Code that builds pages
========

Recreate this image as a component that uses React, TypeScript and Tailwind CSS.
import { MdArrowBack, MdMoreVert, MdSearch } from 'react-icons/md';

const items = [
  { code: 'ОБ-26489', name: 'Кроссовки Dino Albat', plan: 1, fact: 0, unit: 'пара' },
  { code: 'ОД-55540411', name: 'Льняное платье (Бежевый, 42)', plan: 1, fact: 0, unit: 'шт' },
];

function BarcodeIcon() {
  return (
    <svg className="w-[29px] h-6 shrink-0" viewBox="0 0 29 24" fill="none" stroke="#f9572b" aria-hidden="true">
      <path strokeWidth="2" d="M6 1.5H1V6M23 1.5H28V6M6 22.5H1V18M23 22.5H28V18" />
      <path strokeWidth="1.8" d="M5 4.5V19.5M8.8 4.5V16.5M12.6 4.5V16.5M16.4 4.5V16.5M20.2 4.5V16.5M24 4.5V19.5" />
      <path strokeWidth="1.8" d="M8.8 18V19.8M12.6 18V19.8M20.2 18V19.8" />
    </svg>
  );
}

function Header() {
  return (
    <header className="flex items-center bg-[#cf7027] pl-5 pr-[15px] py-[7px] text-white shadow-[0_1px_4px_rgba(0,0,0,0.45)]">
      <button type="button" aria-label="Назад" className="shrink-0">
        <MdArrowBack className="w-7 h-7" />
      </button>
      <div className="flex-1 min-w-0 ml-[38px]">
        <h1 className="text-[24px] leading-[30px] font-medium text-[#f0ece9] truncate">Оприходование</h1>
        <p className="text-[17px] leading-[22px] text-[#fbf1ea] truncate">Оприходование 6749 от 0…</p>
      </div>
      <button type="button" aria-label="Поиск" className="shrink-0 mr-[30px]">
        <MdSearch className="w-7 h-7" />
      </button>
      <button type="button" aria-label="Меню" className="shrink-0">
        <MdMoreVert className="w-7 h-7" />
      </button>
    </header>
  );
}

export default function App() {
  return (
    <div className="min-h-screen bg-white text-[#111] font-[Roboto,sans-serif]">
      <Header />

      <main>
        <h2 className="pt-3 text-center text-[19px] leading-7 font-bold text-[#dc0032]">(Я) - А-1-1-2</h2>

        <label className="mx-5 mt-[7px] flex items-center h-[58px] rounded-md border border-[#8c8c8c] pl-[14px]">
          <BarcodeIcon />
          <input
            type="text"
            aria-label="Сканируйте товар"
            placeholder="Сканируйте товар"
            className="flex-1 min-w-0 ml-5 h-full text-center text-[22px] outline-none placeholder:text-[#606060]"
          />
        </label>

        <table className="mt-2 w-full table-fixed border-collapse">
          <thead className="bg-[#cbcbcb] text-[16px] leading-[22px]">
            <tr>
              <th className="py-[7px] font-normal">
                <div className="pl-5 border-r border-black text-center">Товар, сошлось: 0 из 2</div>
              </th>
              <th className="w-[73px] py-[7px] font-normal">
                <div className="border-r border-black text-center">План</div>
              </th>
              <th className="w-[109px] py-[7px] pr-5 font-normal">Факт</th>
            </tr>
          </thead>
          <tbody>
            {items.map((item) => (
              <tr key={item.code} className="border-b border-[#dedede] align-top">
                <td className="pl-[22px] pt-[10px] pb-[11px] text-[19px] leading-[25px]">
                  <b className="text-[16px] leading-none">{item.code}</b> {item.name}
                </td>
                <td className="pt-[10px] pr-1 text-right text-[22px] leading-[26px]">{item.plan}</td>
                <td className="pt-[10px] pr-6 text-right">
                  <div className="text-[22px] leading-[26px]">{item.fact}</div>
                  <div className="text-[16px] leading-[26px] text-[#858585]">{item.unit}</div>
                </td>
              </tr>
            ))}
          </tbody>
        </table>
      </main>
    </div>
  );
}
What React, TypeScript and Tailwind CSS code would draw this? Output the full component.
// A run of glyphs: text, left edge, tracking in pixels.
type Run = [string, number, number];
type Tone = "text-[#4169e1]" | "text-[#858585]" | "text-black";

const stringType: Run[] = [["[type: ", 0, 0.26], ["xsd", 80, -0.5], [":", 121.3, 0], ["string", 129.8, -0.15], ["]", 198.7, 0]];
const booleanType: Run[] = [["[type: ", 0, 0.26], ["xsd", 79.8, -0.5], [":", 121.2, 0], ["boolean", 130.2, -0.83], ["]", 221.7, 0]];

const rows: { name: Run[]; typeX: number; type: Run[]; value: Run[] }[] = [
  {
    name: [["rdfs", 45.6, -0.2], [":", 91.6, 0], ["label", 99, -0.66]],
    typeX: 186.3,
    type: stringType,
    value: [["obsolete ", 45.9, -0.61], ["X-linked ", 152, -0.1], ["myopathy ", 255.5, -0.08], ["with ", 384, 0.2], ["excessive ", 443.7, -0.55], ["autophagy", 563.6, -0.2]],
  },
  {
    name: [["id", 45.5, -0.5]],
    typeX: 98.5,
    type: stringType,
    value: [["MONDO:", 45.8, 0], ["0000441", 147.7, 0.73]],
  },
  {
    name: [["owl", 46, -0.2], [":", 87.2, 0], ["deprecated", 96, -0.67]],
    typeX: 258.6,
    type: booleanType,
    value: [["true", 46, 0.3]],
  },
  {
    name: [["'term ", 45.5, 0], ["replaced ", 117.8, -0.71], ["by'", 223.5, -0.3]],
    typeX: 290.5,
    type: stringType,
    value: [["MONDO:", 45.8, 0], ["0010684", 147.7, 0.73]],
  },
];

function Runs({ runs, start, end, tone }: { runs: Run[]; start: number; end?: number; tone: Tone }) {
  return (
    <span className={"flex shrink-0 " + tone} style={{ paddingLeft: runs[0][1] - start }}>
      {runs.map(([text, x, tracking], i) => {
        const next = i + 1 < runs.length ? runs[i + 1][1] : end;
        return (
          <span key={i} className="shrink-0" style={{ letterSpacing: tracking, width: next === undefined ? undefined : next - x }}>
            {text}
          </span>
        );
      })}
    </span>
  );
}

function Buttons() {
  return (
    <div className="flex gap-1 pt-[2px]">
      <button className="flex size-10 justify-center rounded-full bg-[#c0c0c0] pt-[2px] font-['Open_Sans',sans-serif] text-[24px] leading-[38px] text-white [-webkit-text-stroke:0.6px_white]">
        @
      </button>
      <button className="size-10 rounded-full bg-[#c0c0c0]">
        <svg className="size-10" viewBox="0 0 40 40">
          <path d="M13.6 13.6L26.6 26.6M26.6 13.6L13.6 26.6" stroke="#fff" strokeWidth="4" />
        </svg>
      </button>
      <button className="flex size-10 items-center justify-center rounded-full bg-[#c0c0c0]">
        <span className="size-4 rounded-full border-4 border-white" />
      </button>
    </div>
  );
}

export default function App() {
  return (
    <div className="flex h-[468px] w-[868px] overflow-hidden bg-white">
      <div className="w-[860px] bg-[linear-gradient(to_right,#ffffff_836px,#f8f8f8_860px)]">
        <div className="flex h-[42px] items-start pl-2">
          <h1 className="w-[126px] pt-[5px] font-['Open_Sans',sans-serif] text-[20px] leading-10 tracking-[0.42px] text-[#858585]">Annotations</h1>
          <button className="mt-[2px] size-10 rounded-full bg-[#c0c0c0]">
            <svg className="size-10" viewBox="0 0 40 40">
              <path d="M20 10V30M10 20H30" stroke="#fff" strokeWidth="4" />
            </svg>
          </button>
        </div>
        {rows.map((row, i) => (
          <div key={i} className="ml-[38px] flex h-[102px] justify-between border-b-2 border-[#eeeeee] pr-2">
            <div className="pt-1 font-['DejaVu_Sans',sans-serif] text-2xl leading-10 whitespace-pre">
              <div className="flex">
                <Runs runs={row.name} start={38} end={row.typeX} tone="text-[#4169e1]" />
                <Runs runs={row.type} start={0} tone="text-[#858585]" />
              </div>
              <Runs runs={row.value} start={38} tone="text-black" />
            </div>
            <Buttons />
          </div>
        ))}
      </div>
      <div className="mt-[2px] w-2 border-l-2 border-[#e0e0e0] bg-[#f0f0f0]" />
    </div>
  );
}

========

**The problem**
Set down the lines above as they stand, starting with the first line and ending with the line that contains "text-center text-[19px] leading-7".

**Response for this exercise**
Recreate this image as a component that uses React, TypeScript and Tailwind CSS.
import { MdArrowBack, MdMoreVert, MdSearch } from 'react-icons/md';

const items = [
  { code: 'ОБ-26489', name: 'Кроссовки Dino Albat', plan: 1, fact: 0, unit: 'пара' },
  { code: 'ОД-55540411', name: 'Льняное платье (Бежевый, 42)', plan: 1, fact: 0, unit: 'шт' },
];

function BarcodeIcon() {
  return (
    <svg className="w-[29px] h-6 shrink-0" viewBox="0 0 29 24" fill="none" stroke="#f9572b" aria-hidden="true">
      <path strokeWidth="2" d="M6 1.5H1V6M23 1.5H28V6M6 22.5H1V18M23 22.5H28V18" />
      <path strokeWidth="1.8" d="M5 4.5V19.5M8.8 4.5V16.5M12.6 4.5V16.5M16.4 4.5V16.5M20.2 4.5V16.5M24 4.5V19.5" />
      <path strokeWidth="1.8" d="M8.8 18V19.8M12.6 18V19.8M20.2 18V19.8" />
    </svg>
  );
}

function Header() {
  return (
    <header className="flex items-center bg-[#cf7027] pl-5 pr-[15px] py-[7px] text-white shadow-[0_1px_4px_rgba(0,0,0,0.45)]">
      <button type="button" aria-label="Назад" className="shrink-0">
        <MdArrowBack className="w-7 h-7" />
      </button>
      <div className="flex-1 min-w-0 ml-[38px]">
        <h1 className="text-[24px] leading-[30px] font-medium text-[#f0ece9] truncate">Оприходование</h1>
        <p className="text-[17px] leading-[22px] text-[#fbf1ea] truncate">Оприходование 6749 от 0…</p>
      </div>
      <button type="button" aria-label="Поиск" className="shrink-0 mr-[30px]">
        <MdSearch className="w-7 h-7" />
      </button>
      <button type="button" aria-label="Меню" className="shrink-0">
        <MdMoreVert className="w-7 h-7" />
      </button>
    </header>
  );
}

export default function App() {
  return (
    <div className="min-h-screen bg-white text-[#111] font-[Roboto,sans-serif]">
      <Header />

      <main>
        <h2 className="pt-3 text-center text-[19px] leading-7 font-bold text-[#dc0032]">(Я) - А-1-1-2</h2>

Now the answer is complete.